Stream Manager

Stream Manager - Before we go and describe the stream and how do define things and process, let's just look at the APIs that's required to do most of the stuff. Now let's get into the concept of BangDB Stream Manager.

Stream Manager is defined as set of attributes that together form a particular stream event and then operations that can be done on these events. Let's take an example of very simple case where we have few attributes are coming from different streams. For ex; temp, pressure data stream, etc. for any IOT case. Then we can define the stream as following:

{
   "schema":"myschema",
   "streams":[
      {
         "name":"temp_stream",
         "type":1,
         "swsz":81600,
         "inpt":[
            
         ],
         "attr":[
            {
               "name":"temp",
               "type":11,
               "stat":3
            },
            {
               "name":"point",
               "type":9
            },
            {
               "name":"sensor_name",
               "type":5,
               "kysz":18,
               "sidx":1,
               "stat":2
            }
         ]
      },
      {
         "name":"pressure_stream",
         "type":1,
         "inpt":[
            
         ],
         "attr":[
            {
               "name":"pressure",
               "type":11,
               "stat":3
            },
            {
               "name":"point",
               "type":9
            },
            {
               "name":"sensor_name",
               "type":5,
               "kysz":18,
               "sidx":1,
               "stat":2
            }
         ]
      }
   ]
}

This is basic structure to define the streams. Let's discuss more on this.

Schema

Since for any real use case, we will have to deal with more than single stream. Then we need to define the operations that would be done on these streams. Hence we will need to put all these streams and the operations on the stream data in some wrapper.

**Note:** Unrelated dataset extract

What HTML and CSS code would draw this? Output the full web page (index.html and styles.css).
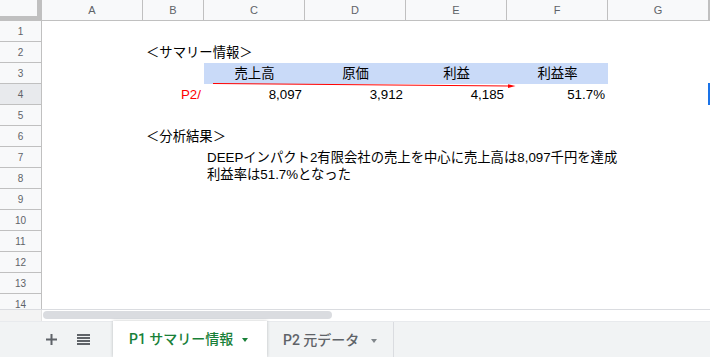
FILE: index.html
```html
<!DOCTYPE html>
<html lang="ja">
<head>
	<meta charset="utf-8" />
	<title>P1 サマリー情報</title>
	<link rel="stylesheet" href="styles.css">
</head>
<body>
    <div class="app">

        <!-- grid: row header, A..G, and the edge of H -->
        <div class="sheet">
            <div class="row head">
                <div class="corner"></div>
                <div class="col">A</div>
                <div class="col">B</div>
                <div class="col">C</div>
                <div class="col">D</div>
                <div class="col">E</div>
                <div class="col">F</div>
                <div class="col">G</div>
                <div class="col"></div>
            </div>

            <div class="row"><div class="rh">1</div></div>
            <div class="row">
                <div class="rh">2</div>
                <div class="c"></div>
                <div class="c">＜サマリー情報＞</div>
            </div>
            <div class="row">
                <div class="rh">3</div>
                <div class="c"></div>
                <div class="c"></div>
                <div class="c ctr fill">売上高</div>
                <div class="c ctr fill">原価</div>
                <div class="c ctr fill">利益</div>
                <div class="c ctr fill">利益率</div>
            </div>
            <div class="row">
                <div class="rh on">4</div>
                <div class="c"></div>
                <div class="c num red">P2/</div>
                <div class="c num">8,097</div>
                <div class="c num">3,912</div>
                <div class="c num">4,185</div>
                <div class="c num">51.7%</div>
            </div>
            <div class="row"><div class="rh">5</div></div>
            <div class="row">
                <div class="rh">6</div>
                <div class="c"></div>
                <div class="c">＜分析結果＞</div>
            </div>
            <div class="row">
                <div class="rh">7</div>
                <div class="c"></div>
                <div class="c"></div>
                <!-- two lines, the second spills into row 8 -->
                <div class="c note">DEEPインパクト2有限会社の売上を中心に売上高は8,097千円を達成<br>利益率は51.7%となった</div>
            </div>
            <div class="row"><div class="rh">8</div></div>
            <div class="row"><div class="rh">9</div></div>
            <div class="row"><div class="rh">10</div></div>
            <div class="row"><div class="rh">11</div></div>
            <div class="row"><div class="rh">12</div></div>
            <div class="row"><div class="rh">13</div></div>
            <div class="row"><div class="rh">14</div></div>

            <!-- drawing over the sheet -->
            <svg class="arrow" width="710" height="309" viewBox="0 0 710 309">
                <line x1="213" y1="83.5" x2="509" y2="86" stroke="#ff0000" stroke-width="1" />
                <polygon points="508,84.2 515.5,86.1 508,88" fill="#ff0000" />
            </svg>
            <div class="selection"></div>
        </div>

        <div class="hscroll">
            <div class="gutter"></div>
            <div class="thumb"></div>
        </div>

        <div class="tabs">
            <div class="tools">
                <svg class="icon" width="11" height="11" viewBox="0 0 11 11">
                    <rect x="4.5" y="0" width="2" height="11" fill="#5f6368" />
                    <rect x="0" y="4.5" width="11" height="2" fill="#5f6368" />
                </svg>
                <svg class="icon" width="13" height="11" viewBox="0 0 13 11">
                    <rect x="0" y="0" width="13" height="2" fill="#5f6368" />
                    <rect x="0" y="3" width="13" height="2" fill="#5f6368" />
                    <rect x="0" y="6" width="13" height="2" fill="#5f6368" />
                    <rect x="0" y="9" width="13" height="2" fill="#5f6368" />
                </svg>
            </div>
            <div class="tab active">
                <span>P1 サマリー情報</span>
                <i class="caret"></i>
            </div>
            <div class="tab">
                <span>P2 元データ</span>
                <i class="caret"></i>
            </div>
        </div>

    </div>
</body>
</html>
```

FILE: styles.css
```css
html, body {
    margin:0;
    padding:0;
    background:#fff;
}

.app {
    width:710px;
    height:357px;
    overflow:hidden;
    font-family:"Liberation Sans", "Noto Sans CJK JP", sans-serif;
}

/*Sheet grid*/
.sheet {
    position:relative;
    height:309px;
    overflow:hidden;
}

.row {
    display:grid;
    grid-template-columns:42px 101px 61px 101px 101px 101px 101px 101px 1fr;
    /*fixed track, long text spills over like in a sheet*/
    grid-template-rows:21px;
    height:21px;
}

.corner {
    background:#f8f9fa;
    border-right:5px solid #c0c0c0;
    border-bottom:5px solid #c0c0c0;
}

.col,
.rh {
    display:flex;
    align-items:center;
    justify-content:center;
    background:#f8f9fa;
    color:#5f6368;
    font-size:10px;
}
.col {
    border-right:1px solid #c0c0c0;
    border-bottom:1px solid #c0c0c0;
    font-size:11px;
}
.rh {
    border-right:1px solid #c0c0c0;
    border-bottom:1px solid #c0c0c0;
}
.rh.on {
    background:#e8eaed;
}

/*Cells, gridlines hidden, text sits on the bottom*/
.c {
    display:flex;
    align-items:flex-end;
    padding:0 3px 3px;
    font-size:13.33px;
    line-height:15px;
    color:#000;
    white-space:nowrap;
}
.num {justify-content:flex-end}
.ctr {justify-content:center}
.fill {background:#c9daf8}
.red {color:#ff0000}

.note {
    display:block;
    height:21px;
    box-sizing:border-box;
    padding:3px 3px 0;
    line-height:16.5px;
    overflow:visible;
}

.arrow {
    position:absolute;
    left:0;
    top:0;
    pointer-events:none;
}

.selection {
    position:absolute;
    left:708px;
    top:83px;
    width:2px;
    height:22px;
    background:#1a73e8;
}

/*Horizontal scroll strip*/
.hscroll {
    display:flex;
    height:12px;
    box-sizing:border-box;
    border-top:1px solid #dadce0;
}
.gutter {
    width:41px;
    background:#f3f3f3;
    border-right:1px solid #e3e3e3;
}
.thumb {
    width:289px;
    height:8px;
    margin:1px 0 0 1px;
    border-radius:4px;
    background:#dadce0;
}

/*Sheet tabs*/
.tabs {
    display:flex;
    height:36px;
    background:#f1f3f4;
    border-top:1px solid #e8eaed;
    box-sizing:border-box;
    font-family:Roboto, "Noto Sans CJK JP", sans-serif;
    font-size:14px;
    font-weight:500;
    line-height:20px;
}

.tools {
    display:flex;
    align-items:center;
    gap:20px;
    width:113px;
    padding-left:46px;
    box-sizing:border-box;
}
.icon {display:block}

.tab {
    display:flex;
    align-items:center;
    width:127px;
    padding-left:16px;
    box-sizing:border-box;
    color:#5f6368;
    border-right:1px solid #dadce0;
}
.tab.active {
    width:154px;
    margin-top:-1px;
    background:#fff;
    color:#188038;
    border-right:0;
    box-shadow:0 0 3px rgba(60,64,67,.3);
    position:relative;
}

.caret {
    display:block;
    width:0;
    height:0;
    margin:2px 0 0 12px;
    border-left:3.5px solid transparent;
    border-right:3.5px solid transparent;
    border-top:4px solid #80868b;
}
.tab.active .caret {
    margin-left:9px;
    border-top-color:#188038;
}
```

We use "schema" as a container for the streams and operations on them. This also allows us to isolate two different schemas within the system. You could also think of schema to segregate based on the different solutions or apps or users within the system, thereby kind of namespace which will ensure sanity across different structures

Stream

This is a collection of attributes for a particular data source. For ex: temperature sensor, payment transaction events, telecom cdr data, pizza order-delivery data etc. This is how we will define a stream in simple way:

"type" : type of the stream. Even though we ingest data in a stream, due to various processing of data, we would end up creating many other streams as well. There are following types of streams here, denoted by number.

type = 1 means normal direct or raw stream, the one for which we ingest data. This streams gets the data ingested from outside, through agents or any other means. Application simply sends data to this stream.

type = 2 means filter stream, the stream which gets data based on filter defined in the normal or other stream. Once data is ingested in the raw stream, there we may filter the data based on some condition and send data to this filter stream.

type = 3 means joined stream, the stream which gets data based on two or more joins of streams. Any two streams can join on some condition and output could be sent to this joined stream.

type = 4 means entity stream, the stream which gets data from various streams as long term profile data for the entity for long period of time (or forever). More on this later.

"swsz" : Size of sliding window. Each of these streams could also reside in a sliding window. This is not tumbling window but a continuous window, which is more appropriate for stream analytics. Tumbling window is restriction and BangDB doesn't deal with it. The swsz is number of seconds for the sliding window.

We can have as low as 1 sec to as large as many years. However, it's important to set this properly and not go below a day or hour. For use cases where we wish to analyse in 1 sec or 5 sec or 60 sec or min or hour, we can do that using the processing definition which we will discuss later. This swsz size is for the raw stream data and how long would user like to persist it.

Once it slides, data could be archived or simply discarded or sent to other integrated system. We will have more discussion on this later. Default value for the size is 86400 i.e. one day.